> Instructions for the task: Search the material for the string "this", then return every line where it is found.

> Provided entries:

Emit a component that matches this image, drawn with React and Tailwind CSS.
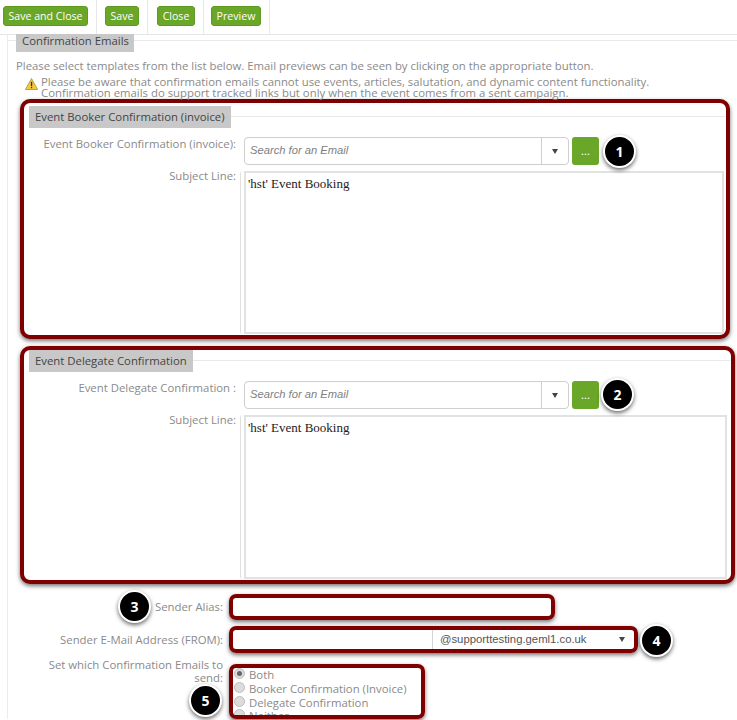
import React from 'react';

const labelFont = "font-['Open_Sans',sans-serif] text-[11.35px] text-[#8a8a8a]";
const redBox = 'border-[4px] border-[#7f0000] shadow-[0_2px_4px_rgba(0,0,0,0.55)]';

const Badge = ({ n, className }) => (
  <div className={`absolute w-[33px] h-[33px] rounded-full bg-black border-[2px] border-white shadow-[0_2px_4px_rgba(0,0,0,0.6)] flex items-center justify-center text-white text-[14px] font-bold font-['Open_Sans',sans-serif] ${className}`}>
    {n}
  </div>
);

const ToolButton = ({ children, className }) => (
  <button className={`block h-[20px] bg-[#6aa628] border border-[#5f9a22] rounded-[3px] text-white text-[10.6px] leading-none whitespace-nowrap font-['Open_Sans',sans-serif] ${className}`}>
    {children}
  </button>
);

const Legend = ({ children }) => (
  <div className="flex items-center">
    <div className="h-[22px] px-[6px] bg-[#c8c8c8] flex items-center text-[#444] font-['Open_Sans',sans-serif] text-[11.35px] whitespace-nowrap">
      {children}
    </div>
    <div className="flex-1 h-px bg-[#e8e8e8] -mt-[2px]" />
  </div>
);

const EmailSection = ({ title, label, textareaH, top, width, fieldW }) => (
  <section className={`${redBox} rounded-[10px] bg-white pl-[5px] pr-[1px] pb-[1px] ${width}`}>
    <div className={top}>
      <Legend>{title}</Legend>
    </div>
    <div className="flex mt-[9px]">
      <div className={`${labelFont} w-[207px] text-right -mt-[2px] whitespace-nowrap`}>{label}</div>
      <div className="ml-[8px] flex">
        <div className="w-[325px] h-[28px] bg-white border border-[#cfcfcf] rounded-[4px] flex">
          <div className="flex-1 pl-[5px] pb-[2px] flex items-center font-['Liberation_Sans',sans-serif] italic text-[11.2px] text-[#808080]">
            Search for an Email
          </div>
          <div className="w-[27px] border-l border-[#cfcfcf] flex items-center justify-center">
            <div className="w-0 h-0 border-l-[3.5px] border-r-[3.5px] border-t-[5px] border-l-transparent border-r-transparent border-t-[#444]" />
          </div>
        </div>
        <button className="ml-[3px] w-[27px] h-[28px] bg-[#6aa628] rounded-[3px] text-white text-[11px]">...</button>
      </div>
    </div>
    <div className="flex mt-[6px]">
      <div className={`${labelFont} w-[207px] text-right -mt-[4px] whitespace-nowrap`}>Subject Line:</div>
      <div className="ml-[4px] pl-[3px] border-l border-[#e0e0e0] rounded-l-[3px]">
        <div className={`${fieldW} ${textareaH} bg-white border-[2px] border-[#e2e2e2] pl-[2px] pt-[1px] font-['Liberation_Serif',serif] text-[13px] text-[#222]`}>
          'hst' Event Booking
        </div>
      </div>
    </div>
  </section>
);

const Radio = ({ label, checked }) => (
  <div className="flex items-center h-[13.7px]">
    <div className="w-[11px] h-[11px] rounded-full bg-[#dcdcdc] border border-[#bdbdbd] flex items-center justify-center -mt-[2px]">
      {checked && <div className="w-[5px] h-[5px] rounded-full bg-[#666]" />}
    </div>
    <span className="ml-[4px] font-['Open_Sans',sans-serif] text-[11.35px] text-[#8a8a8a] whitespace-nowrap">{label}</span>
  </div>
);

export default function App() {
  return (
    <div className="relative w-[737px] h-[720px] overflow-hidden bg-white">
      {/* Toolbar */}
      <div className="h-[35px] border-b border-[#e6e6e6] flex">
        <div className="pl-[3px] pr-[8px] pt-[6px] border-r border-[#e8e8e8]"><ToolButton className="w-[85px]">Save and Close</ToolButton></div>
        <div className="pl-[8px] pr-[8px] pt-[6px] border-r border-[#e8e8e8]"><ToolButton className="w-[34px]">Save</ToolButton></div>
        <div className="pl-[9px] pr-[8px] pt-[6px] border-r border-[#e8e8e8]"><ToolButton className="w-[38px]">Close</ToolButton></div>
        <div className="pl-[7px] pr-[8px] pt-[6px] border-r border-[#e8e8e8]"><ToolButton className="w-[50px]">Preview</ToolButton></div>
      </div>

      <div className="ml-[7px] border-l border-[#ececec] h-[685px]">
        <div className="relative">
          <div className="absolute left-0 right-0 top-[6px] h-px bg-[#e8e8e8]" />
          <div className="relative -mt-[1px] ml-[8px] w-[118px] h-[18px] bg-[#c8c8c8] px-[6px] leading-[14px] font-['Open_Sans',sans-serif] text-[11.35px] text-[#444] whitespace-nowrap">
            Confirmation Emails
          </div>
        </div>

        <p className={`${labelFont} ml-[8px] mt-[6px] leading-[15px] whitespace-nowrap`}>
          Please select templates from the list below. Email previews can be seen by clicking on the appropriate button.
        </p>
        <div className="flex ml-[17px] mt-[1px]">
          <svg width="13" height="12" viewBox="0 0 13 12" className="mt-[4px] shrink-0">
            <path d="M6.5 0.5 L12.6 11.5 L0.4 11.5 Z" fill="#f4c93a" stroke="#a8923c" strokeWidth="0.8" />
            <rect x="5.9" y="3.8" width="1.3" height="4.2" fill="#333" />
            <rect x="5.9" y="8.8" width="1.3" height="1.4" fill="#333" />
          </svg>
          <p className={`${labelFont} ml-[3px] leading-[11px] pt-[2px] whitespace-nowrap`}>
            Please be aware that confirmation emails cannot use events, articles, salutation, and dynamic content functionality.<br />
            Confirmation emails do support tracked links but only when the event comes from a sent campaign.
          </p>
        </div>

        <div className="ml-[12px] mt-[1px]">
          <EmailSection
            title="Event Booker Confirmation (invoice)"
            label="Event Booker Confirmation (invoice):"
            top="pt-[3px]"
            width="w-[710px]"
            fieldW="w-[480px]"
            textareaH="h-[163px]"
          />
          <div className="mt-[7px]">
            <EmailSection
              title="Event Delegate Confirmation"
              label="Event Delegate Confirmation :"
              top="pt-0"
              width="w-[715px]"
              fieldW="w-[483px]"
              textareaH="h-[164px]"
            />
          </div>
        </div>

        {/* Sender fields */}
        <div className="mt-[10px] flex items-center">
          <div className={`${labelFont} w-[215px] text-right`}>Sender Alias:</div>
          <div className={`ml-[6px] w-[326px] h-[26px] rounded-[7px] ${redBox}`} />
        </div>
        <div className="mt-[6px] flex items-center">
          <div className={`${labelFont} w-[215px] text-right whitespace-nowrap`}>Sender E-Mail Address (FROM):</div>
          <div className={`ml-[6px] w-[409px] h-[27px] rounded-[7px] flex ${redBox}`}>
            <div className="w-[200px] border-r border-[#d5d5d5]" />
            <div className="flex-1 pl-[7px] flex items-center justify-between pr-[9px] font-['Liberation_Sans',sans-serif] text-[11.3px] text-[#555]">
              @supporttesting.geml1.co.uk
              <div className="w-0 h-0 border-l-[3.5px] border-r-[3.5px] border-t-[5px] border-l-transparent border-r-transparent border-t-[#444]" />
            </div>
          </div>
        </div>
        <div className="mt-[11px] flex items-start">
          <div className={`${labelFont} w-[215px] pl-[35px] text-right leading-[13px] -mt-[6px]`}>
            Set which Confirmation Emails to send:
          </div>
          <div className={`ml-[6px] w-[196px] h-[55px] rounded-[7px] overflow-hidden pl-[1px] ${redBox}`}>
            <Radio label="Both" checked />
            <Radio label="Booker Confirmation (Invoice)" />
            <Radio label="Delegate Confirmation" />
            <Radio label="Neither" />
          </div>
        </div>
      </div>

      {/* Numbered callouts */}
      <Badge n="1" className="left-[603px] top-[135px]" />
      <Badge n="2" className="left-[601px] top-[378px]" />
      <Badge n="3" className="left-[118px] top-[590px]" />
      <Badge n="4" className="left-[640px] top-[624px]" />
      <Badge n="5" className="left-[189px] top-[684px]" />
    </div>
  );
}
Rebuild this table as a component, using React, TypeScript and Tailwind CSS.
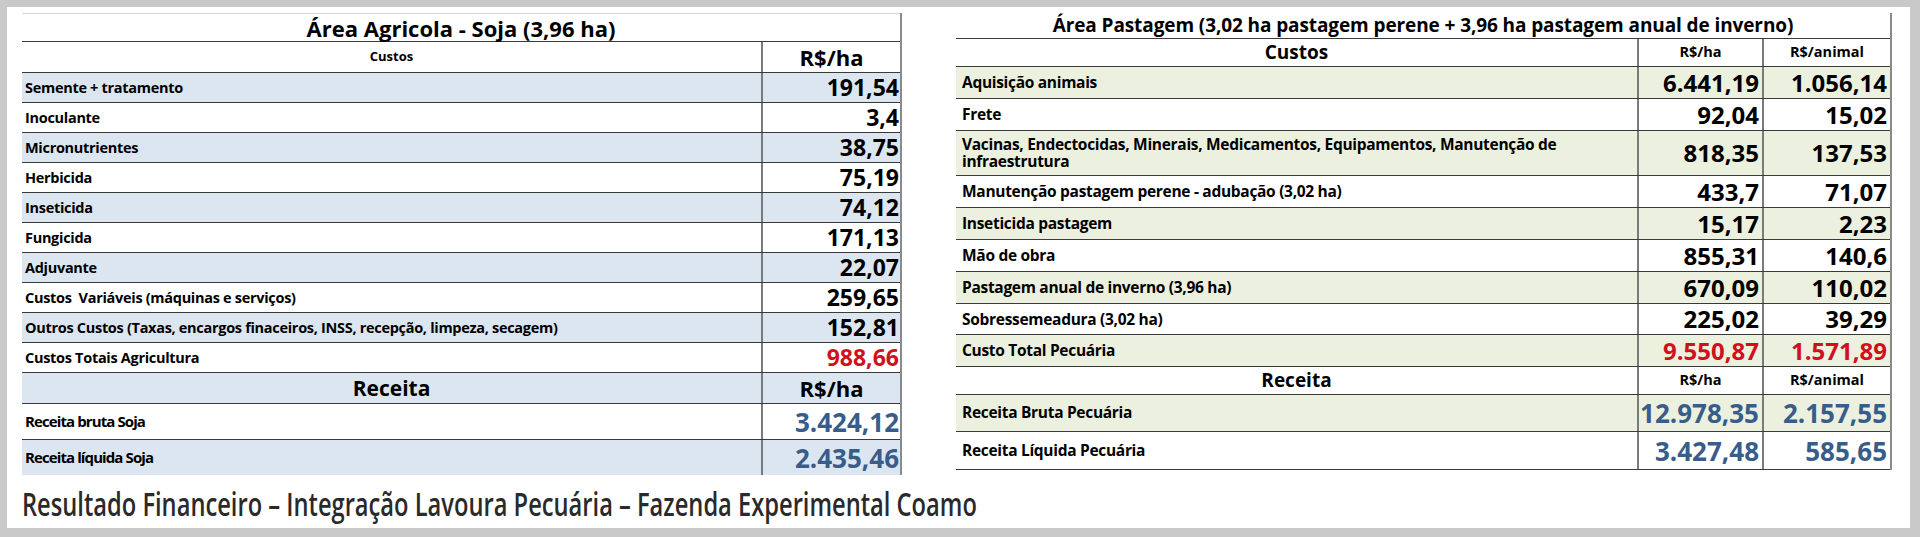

> Task response:
Emit a component that matches this image, drawn with React and Tailwind CSS.
Rebuild this table as a component, using React, TypeScript and Tailwind CSS.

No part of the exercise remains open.